The UK Prison Inspectorate has stated that ‘NPS have created significant additional harm and are now the most serious threat to the safety and security of the prison system’. The widespread use of NPS, driven in part by random drug testing, suggests that the MDT is having the opposite effect of that intended by the government. In 2005, MDT was withdrawn from Scottish prisons as it was deemed a waste of funds that had little effective impact on drug use amongst prisoners.
Such negative ‘unintended consequences’ can also be identified from other supply reduction efforts. Drug detecting sniffer dogs are widely used throughout the UK prison regime. A 2014 review of supply reduction activities in Australian prisons described the impact of sniffer dogs as ‘modest’. However, even this ‘modest’ success is undermined in the case of new psychoactives. The EMCDDA, for example, cautions that, ‘Sniffer dogs are not trained to recognise the many different types of NPS.’ The UK Prison Inspectorate has noted that ‘Synthetic cannabis has no distinctive odour and is therefore harder to detect than non-synthetic cannabis, making it more attractive to smuggle in’. Even where dogs are trained specifically to identify one type of NPS, such as ‘Spice’, the longer-term effectiveness of this is made difficult by ‘the ever-changing composition’ of new psychoactives, making the programmes ‘ineffectual’.
Drug use is as much a part of the prison environment as it is the outside community. Overall, the supply reduction activities of prison regimes fuel drug-related risk and drug-related harms among people in detention. The advent of NPS only exacerbates this, creating an environment in which use of new psychoactive substances, substances often more dangerous than the traditional drugs they are created to mimic, are the easiest to smuggle in, and the most logical to use if wishing to avoid detection.
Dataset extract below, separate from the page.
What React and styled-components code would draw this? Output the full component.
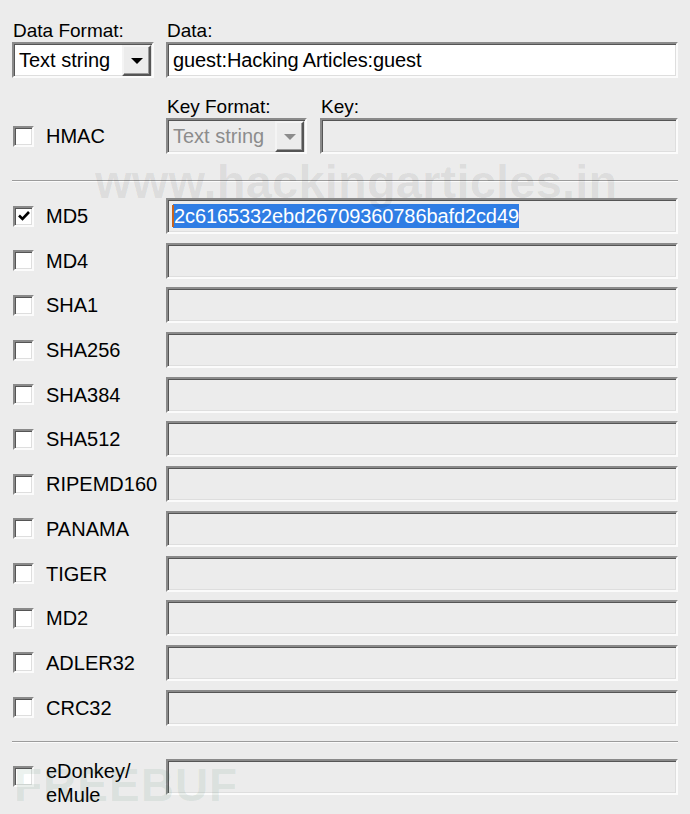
import styled, { createGlobalStyle } from 'styled-components';

const GlobalStyle = createGlobalStyle`
  html, body {
    margin: 0;
    background: #ececec;
  }
  body {
    font-family: "Liberation Sans", Arial, sans-serif;
    font-size: 20px;
    color: #000;
  }
`;

const HASHES = [
  { name: 'MD5', checked: true, value: '2c6165332ebd26709360786bafd2cd49' },
  { name: 'MD4' },
  { name: 'SHA1' },
  { name: 'SHA256' },
  { name: 'SHA384' },
  { name: 'SHA512' },
  { name: 'RIPEMD160' },
  { name: 'PANAMA' },
  { name: 'TIGER' },
  { name: 'MD2' },
  { name: 'ADLER32' },
  { name: 'CRC32' },
];

const CheckMark = () => (
  <svg width="14" height="14" viewBox="0 0 14 14">
    <path d="M2 6.5 L5.5 10 L12 3" fill="none" stroke="#000" strokeWidth="2.6" />
  </svg>
);

const Combo = ({ disabled }) => (
  <ComboBox $disabled={disabled}>
    <ComboText $disabled={disabled}>Text string</ComboText>
    <DropButton>
      <Arrow $disabled={disabled} />
    </DropButton>
  </ComboBox>
);

const Check = ({ checked }) => (
  <CheckBox>{checked && <CheckMark />}</CheckBox>
);

const App = () => (
  <>
    <GlobalStyle />
    <Dialog>
      <TopRow>
        <Group $width="142px">
          <Label>Data Format:</Label>
          <Combo />
        </Group>
        <Group $grow>
          <Label>Data:</Label>
          <Field $white>guest:Hacking Articles:guest</Field>
        </Group>
      </TopRow>

      <HmacRow>
        <CheckCell>
          <Check />
          <CheckLabel>HMAC</CheckLabel>
        </CheckCell>
        <Group $width="141px">
          <Label>Key Format:</Label>
          <Combo disabled />
        </Group>
        <Group $grow>
          <Label>Key:</Label>
          <Field />
        </Group>
      </HmacRow>

      <Separator $top="26px" $bottom="16px" />

      <HashList>
        {HASHES.map((h) => (
          <HashRow key={h.name}>
            <CheckCell>
              <Check checked={h.checked} />
              <CheckLabel>{h.name}</CheckLabel>
            </CheckCell>
            <Field>
              {h.value && (
                <Selected>
                  <Caret />
                  {h.value}
                </Selected>
              )}
            </Field>
          </HashRow>
        ))}
      </HashList>

      <Separator $top="15px" $bottom="16px" />

      <HashRow>
        <CheckCell>
          <Check />
          <CheckLabel $lines>
            eDonkey/
            <br />
            eMule
          </CheckLabel>
        </CheckCell>
        <Field />
      </HashRow>

      <SiteMark>www.hackingarticles.in</SiteMark>
      <BufMark>FREEBUF</BufMark>
    </Dialog>
  </>
);

export default App;

const Dialog = styled.div`
  position: relative;
  width: 690px;
  height: 814px;
  box-sizing: border-box;
  padding: 20px 12px 0 12px;
  overflow: hidden;
`;

const TopRow = styled.div`
  display: flex;
  gap: 12px;
`;

const HmacRow = styled.div`
  display: grid;
  grid-template-columns: 154px 141px 1fr;
  margin-top: 18px;
  & > :first-child {
    align-self: end;
    height: 36px;
  }
  & > :last-child {
    margin-left: 13px;
  }
`;

const Group = styled.div`
  display: flex;
  flex-direction: column;
  width: ${(p) => p.$width || 'auto'};
  flex: ${(p) => (p.$grow ? 1 : 'none')};
  min-width: 0;
`;

const Label = styled.div`
  height: 22px;
  line-height: 22px;
  font-size: 19px;
  padding-left: 1px;
`;

const sunken = `
  box-sizing: border-box;
  border: 2px solid;
  border-color: #8a8a8a #fbfbfb #fbfbfb #8a8a8a;
  box-shadow: inset 1px 1px 0 #555, inset -1px -1px 0 #dedede;
`;

const Field = styled.div`
  ${sunken}
  height: 36px;
  background: ${(p) => (p.$white ? '#fff' : '#ececec')};
  display: flex;
  align-items: center;
  padding-left: 5px;
  white-space: nowrap;
  overflow: hidden;
  letter-spacing: -0.1px;
`;

const ComboBox = styled.div`
  ${sunken}
  height: 36px;
  display: flex;
  align-items: center;
  background: ${(p) => (p.$disabled ? '#ececec' : '#fff')};
  padding: 0 1px 0 5px;
`;

const ComboText = styled.span`
  flex: 1;
  color: ${(p) => (p.$disabled ? '#8c8c8c' : '#000')};
  white-space: nowrap;
`;

const DropButton = styled.div`
  box-sizing: border-box;
  width: 29px;
  height: 31px;
  background: #ececec;
  border: 2px solid;
  border-color: #f4f4f4 #555 #555 #f4f4f4;
  box-shadow: inset -1px -1px 0 #9a9a9a;
  display: flex;
  align-items: center;
  justify-content: center;
`;

const Arrow = styled.span`
  width: 0;
  height: 0;
  border-left: 6px solid transparent;
  border-right: 6px solid transparent;
  border-top: 6px solid ${(p) => (p.$disabled ? '#8c8c8c' : '#000')};
  margin-top: 2px;
`;

const Separator = styled.div`
  height: 1px;
  background: #9c9c9c;
  border-bottom: 1px solid #fbfbfb;
  margin: ${(p) => p.$top} 0 ${(p) => p.$bottom} 0;
`;

const HashList = styled.div`
  display: flex;
  flex-direction: column;
  gap: 8.7px;
`;

const HashRow = styled.div`
  display: grid;
  grid-template-columns: 154px 1fr;
  grid-template-rows: 36px;
  align-items: center;
`;

const CheckCell = styled.div`
  display: flex;
  align-items: center;
  gap: 12px;
  padding-left: 1px;
  white-space: nowrap;
  height: 36px;
`;

const CheckBox = styled.div`
  ${sunken}
  width: 21px;
  height: 21px;
  background: #fff;
  display: flex;
  align-items: center;
  justify-content: center;
  flex: none;
`;

const CheckLabel = styled.span`
  line-height: ${(p) => (p.$lines ? '24px' : '22px')};
  margin: ${(p) => (p.$lines ? '-2px 0 -14px 0' : '0')};
`;

const Selected = styled.span`
  position: relative;
  background: #2f7de4;
  color: #fff;
  padding-left: 1px;
  line-height: 24px;
`;

const Caret = styled.span`
  position: absolute;
  left: -1px;
  top: 1px;
  bottom: 1px;
  width: 2px;
  background: #c8641e;
`;

const SiteMark = styled.div`
  position: absolute;
  left: 95px;
  top: 154px;
  font-size: 47px;
  font-weight: bold;
  color: rgba(0, 0, 0, 0.07);
  pointer-events: none;
  white-space: nowrap;
  letter-spacing: 0.2px;
`;

const BufMark = styled.div`
  position: absolute;
  left: 14px;
  top: 758px;
  font-size: 46px;
  font-weight: bold;
  color: rgba(60, 120, 90, 0.1);
  pointer-events: none;
  white-space: nowrap;
  letter-spacing: 1px;
`;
If governments are truly serious about addressing drug use and reducing drug-related harm, they must move away from enforcement-focussed responses, and instead implement laws and policies that reduce the number of people in prison for drug-related offences, and to provide comprehensive harm reduction programmes for people in detention.
*Dr Rick Lines is Associate Professor of Criminology and Human Rights at the School of Law, Swansea University. He is also a Senior Research Associate with the Global Drug Policy Observatory. Olivia Howells is a Law and Criminology student at Swansea University and Daniel Webb is a Criminology and Criminal Justice student at Swansea University.
This research was conducted as part of the Swansea Paid Internship Network programme, a scheme enabling School of Law students to obtain experience working on an active research project under the guidance of an academic supervisor.